Required task >> Look through the data below. Pick out the lines holding the string "React".

— start of Data shown —

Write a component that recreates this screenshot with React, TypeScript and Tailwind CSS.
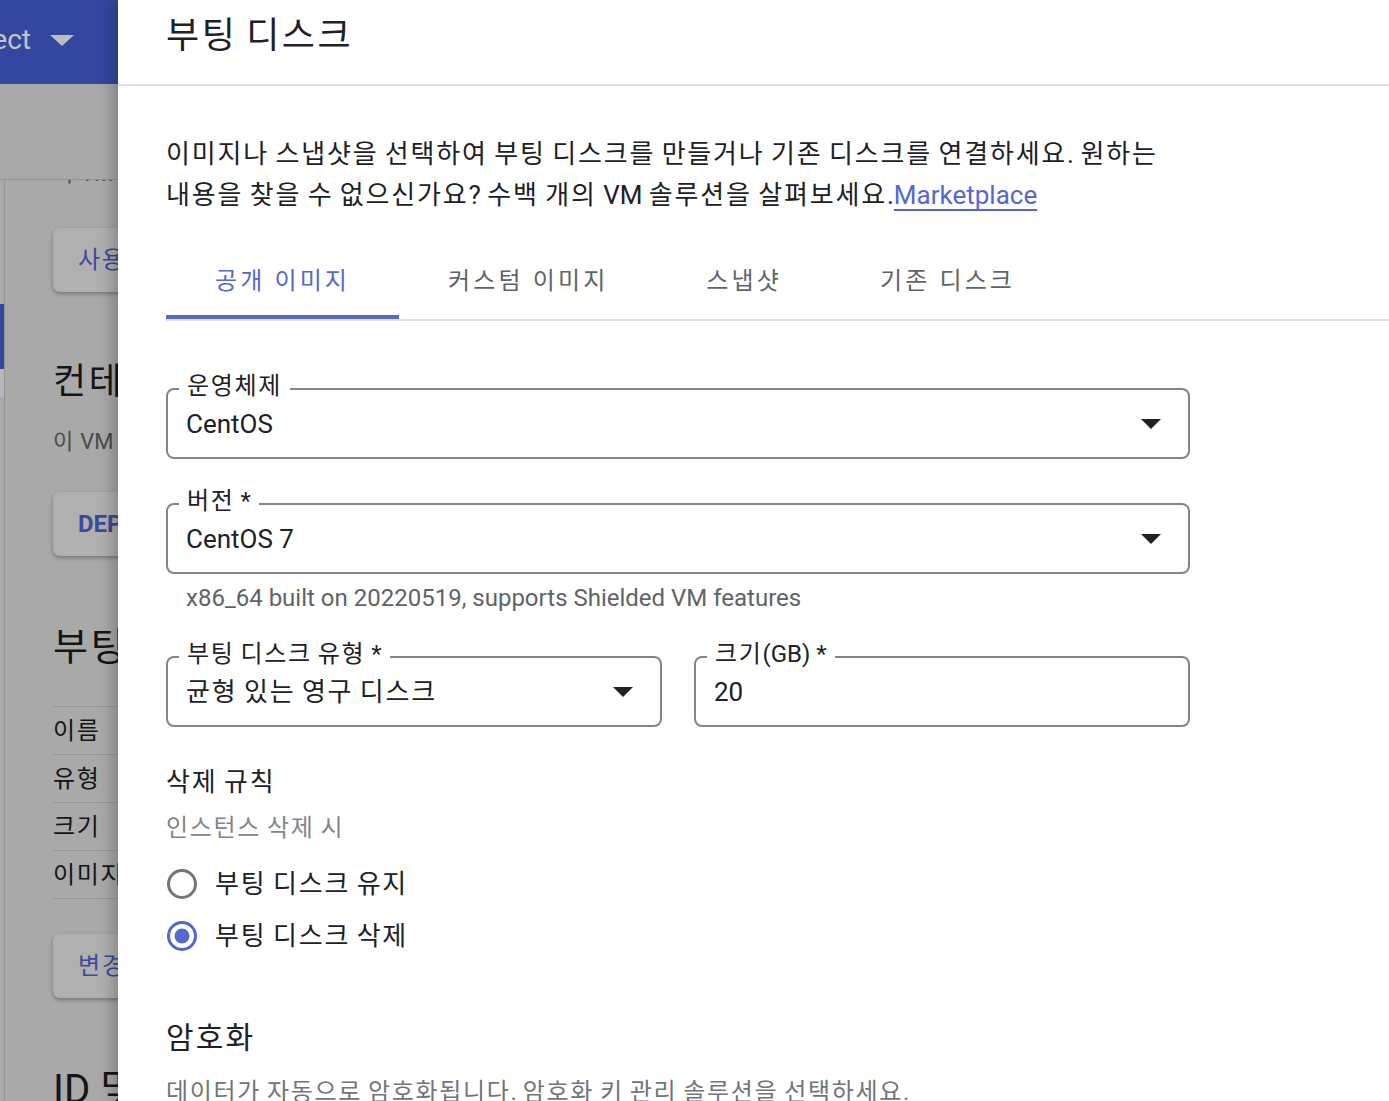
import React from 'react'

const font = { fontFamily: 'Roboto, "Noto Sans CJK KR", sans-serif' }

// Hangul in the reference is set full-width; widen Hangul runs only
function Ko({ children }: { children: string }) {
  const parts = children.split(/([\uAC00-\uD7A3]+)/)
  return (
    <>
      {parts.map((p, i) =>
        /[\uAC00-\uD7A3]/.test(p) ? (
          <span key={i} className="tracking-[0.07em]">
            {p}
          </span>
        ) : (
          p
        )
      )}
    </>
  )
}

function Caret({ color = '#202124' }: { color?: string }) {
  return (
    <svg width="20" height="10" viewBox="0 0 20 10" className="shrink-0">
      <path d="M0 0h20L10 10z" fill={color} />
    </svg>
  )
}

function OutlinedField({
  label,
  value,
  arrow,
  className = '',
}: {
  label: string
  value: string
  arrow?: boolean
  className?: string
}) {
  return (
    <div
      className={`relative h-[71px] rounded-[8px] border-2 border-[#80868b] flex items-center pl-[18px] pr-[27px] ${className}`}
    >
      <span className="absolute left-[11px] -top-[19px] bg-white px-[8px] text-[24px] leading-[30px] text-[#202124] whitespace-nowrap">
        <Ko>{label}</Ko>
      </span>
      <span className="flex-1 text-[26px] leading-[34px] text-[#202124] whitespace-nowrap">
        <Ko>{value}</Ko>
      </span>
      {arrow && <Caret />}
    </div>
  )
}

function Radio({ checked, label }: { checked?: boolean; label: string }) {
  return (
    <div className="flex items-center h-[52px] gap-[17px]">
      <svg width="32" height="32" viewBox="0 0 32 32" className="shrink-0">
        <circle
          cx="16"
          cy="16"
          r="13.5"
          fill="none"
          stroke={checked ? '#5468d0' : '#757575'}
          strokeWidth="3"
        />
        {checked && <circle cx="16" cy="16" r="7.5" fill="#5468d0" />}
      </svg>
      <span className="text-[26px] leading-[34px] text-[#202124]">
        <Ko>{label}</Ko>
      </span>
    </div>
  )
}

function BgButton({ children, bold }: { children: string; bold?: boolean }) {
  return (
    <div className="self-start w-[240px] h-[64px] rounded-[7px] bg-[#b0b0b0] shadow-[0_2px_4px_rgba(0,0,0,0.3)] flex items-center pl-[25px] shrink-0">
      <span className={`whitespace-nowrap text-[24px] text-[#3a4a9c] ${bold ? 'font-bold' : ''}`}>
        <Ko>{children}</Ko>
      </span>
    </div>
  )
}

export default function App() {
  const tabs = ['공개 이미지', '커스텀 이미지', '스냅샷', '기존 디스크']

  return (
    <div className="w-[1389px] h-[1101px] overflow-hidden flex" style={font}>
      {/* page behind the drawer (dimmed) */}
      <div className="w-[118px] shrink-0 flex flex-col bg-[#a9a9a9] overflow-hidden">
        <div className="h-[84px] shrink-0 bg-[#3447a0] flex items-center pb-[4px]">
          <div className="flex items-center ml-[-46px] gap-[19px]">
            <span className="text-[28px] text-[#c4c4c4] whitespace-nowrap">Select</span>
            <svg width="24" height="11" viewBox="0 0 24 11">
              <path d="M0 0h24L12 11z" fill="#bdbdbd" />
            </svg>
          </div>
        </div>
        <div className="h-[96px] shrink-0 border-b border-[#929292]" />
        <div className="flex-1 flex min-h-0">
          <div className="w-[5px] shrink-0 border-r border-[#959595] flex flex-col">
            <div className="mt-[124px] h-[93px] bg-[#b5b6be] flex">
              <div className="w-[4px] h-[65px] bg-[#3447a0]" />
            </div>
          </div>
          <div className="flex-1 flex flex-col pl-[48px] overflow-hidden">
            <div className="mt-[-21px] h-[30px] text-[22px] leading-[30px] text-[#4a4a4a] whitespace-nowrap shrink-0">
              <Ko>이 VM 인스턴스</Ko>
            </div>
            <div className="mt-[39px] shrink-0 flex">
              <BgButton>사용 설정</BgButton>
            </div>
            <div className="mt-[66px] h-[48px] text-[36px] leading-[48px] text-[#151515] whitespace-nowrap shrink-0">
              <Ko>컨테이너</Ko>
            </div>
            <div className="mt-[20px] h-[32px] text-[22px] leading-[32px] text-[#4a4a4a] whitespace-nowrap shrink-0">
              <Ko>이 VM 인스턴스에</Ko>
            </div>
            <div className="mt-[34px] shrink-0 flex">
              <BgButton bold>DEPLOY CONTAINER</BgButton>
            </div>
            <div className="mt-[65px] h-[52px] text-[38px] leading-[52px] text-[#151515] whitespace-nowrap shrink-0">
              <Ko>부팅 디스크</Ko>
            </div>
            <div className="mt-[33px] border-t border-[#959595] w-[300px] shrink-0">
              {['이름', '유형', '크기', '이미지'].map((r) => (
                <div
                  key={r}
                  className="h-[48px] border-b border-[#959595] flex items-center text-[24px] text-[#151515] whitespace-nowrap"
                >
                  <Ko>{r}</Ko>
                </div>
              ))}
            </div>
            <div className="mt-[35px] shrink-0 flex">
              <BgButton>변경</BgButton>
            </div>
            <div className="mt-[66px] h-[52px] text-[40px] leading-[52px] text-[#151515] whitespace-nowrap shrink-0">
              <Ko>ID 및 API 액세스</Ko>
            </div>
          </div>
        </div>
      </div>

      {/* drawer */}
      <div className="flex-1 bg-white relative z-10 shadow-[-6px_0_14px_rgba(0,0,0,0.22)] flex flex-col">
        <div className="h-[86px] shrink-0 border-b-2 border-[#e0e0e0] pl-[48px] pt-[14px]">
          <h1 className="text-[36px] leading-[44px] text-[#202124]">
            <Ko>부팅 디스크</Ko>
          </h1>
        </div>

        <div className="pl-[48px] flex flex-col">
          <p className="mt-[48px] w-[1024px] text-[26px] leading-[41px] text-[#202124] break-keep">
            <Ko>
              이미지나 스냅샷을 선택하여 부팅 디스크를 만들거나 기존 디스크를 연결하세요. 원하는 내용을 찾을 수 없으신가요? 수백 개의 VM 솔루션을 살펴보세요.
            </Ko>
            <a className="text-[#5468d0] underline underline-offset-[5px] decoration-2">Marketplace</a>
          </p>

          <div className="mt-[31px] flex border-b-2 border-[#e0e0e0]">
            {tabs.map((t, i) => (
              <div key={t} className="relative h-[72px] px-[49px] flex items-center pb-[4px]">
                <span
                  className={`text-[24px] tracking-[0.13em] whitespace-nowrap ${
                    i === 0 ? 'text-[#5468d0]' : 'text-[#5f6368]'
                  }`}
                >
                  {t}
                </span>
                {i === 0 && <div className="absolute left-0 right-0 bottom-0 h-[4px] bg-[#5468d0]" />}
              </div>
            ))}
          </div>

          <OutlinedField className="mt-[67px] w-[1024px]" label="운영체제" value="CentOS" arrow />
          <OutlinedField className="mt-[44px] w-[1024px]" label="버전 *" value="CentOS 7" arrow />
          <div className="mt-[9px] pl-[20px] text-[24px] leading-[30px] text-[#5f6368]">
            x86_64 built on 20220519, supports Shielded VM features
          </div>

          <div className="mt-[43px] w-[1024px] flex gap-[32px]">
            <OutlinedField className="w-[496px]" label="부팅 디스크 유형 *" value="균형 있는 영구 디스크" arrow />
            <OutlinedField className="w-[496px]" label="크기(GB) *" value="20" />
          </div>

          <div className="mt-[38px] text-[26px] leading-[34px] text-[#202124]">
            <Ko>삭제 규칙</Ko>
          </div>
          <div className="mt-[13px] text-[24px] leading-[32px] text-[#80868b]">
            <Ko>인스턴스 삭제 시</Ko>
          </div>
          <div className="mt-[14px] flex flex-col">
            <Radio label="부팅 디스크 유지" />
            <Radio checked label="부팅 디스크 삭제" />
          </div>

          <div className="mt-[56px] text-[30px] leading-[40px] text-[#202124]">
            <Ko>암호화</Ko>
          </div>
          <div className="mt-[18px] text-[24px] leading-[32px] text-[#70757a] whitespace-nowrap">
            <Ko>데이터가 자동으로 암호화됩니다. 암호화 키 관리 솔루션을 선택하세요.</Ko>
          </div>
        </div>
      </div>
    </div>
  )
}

— end of Data shown —

The output >>
Write a component that recreates this screenshot with React, TypeScript and Tailwind CSS.
import React from 'react'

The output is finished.